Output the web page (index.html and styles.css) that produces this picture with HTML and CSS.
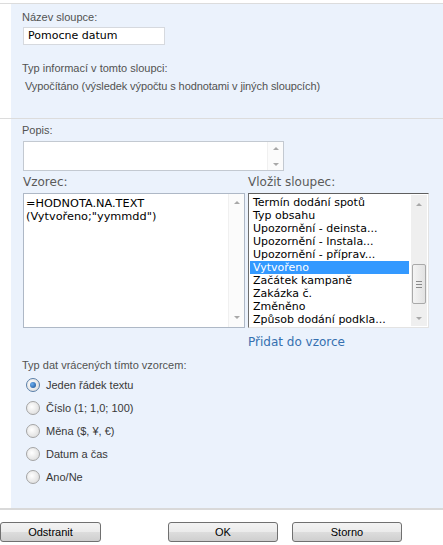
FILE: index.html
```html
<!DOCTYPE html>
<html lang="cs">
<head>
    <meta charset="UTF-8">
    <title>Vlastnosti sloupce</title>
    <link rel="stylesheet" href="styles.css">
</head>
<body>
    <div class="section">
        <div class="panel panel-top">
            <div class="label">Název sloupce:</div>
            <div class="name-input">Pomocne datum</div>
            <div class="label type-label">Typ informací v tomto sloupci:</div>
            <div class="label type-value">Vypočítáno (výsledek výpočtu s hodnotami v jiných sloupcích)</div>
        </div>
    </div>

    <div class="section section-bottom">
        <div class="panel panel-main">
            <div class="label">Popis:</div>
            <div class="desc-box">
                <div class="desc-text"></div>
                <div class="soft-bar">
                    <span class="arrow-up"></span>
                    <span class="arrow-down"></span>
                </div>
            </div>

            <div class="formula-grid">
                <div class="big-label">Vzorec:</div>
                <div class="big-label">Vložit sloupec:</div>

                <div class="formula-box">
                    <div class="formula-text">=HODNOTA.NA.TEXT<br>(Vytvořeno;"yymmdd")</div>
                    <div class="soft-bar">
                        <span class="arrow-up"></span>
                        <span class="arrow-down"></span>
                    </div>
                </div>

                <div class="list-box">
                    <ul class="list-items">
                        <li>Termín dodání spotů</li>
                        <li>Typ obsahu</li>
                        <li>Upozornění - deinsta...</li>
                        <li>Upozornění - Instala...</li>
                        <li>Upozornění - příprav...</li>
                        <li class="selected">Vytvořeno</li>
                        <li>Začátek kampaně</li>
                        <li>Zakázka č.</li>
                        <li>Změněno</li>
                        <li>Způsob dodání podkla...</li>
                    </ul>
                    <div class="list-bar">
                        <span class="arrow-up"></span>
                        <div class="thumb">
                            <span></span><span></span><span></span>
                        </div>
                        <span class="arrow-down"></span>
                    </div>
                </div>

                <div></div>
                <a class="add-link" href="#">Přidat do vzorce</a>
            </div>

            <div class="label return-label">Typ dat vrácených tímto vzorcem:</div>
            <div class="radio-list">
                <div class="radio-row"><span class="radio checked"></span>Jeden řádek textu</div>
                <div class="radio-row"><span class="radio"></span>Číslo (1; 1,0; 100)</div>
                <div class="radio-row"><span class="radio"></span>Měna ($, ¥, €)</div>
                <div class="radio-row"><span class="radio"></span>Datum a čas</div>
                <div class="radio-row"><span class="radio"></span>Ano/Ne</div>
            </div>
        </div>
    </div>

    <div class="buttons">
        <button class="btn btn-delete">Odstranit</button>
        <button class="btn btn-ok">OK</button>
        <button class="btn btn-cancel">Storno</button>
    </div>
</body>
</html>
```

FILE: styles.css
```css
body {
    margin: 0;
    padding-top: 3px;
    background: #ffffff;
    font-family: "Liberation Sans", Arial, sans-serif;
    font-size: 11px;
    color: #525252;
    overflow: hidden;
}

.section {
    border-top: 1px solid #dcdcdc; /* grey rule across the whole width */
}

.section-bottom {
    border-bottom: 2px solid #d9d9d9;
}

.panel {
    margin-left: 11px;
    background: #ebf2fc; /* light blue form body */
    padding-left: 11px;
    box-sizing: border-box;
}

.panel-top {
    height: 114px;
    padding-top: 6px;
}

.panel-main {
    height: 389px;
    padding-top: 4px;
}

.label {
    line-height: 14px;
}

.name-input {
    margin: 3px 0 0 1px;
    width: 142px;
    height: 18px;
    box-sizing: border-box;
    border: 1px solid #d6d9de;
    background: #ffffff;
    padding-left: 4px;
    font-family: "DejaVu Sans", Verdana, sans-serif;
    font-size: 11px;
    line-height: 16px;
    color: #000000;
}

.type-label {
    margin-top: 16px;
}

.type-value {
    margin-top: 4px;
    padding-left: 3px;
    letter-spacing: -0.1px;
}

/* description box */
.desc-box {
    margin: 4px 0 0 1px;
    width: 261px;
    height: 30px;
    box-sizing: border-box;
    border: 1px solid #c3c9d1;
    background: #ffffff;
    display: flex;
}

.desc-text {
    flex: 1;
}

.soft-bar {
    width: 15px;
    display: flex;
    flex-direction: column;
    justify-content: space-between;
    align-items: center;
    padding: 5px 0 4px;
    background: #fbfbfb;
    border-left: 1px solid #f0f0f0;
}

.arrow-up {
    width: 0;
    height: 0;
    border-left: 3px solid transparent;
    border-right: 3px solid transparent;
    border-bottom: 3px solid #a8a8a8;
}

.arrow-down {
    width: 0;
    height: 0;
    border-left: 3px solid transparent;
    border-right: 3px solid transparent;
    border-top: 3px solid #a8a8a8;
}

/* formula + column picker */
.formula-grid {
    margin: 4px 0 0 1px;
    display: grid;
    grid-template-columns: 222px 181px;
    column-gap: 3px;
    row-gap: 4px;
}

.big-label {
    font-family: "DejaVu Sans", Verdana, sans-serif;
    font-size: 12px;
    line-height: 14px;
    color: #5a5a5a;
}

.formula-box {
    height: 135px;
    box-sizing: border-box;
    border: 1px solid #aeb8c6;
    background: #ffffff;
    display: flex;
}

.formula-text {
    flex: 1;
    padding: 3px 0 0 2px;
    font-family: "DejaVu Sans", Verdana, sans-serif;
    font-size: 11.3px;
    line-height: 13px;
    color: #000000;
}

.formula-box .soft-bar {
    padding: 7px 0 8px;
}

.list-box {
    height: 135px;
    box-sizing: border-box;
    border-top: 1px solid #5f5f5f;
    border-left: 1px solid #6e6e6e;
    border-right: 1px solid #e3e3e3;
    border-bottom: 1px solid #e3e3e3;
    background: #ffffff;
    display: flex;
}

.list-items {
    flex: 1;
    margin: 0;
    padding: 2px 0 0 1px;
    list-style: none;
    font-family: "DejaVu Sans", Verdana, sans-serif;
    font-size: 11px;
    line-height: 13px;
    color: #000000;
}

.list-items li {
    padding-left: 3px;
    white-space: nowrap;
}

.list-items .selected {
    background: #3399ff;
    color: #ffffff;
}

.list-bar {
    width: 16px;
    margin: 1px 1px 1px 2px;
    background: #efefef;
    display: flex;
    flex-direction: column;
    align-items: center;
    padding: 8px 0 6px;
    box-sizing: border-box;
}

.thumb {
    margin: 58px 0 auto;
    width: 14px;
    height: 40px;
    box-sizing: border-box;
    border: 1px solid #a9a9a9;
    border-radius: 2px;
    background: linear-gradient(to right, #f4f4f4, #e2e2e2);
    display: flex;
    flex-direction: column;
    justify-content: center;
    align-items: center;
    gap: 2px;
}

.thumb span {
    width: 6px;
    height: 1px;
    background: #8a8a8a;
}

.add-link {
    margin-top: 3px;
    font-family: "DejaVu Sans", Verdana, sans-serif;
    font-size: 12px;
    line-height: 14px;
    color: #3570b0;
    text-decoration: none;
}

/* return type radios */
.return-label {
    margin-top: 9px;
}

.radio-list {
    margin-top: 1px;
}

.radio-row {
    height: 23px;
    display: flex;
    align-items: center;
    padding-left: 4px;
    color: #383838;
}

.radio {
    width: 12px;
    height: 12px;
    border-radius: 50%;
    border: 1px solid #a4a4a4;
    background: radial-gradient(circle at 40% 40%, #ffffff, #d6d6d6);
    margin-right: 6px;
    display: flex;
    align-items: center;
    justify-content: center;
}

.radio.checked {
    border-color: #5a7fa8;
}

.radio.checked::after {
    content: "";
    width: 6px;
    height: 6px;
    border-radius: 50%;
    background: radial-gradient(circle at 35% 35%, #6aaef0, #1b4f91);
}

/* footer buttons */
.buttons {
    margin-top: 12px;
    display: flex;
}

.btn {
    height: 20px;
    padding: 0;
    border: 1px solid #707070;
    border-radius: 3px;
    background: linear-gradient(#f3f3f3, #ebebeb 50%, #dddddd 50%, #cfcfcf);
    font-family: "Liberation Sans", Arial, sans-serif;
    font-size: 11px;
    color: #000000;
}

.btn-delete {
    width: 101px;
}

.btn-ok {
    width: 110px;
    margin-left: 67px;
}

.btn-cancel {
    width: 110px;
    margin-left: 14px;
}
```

*Required work*: From the data above, pick out each line containing "styles" and copy it.

*Right answer*:
Output the web page (index.html and styles.css) that produces this picture with HTML and CSS.
    <link rel="stylesheet" href="styles.css">
FILE: styles.css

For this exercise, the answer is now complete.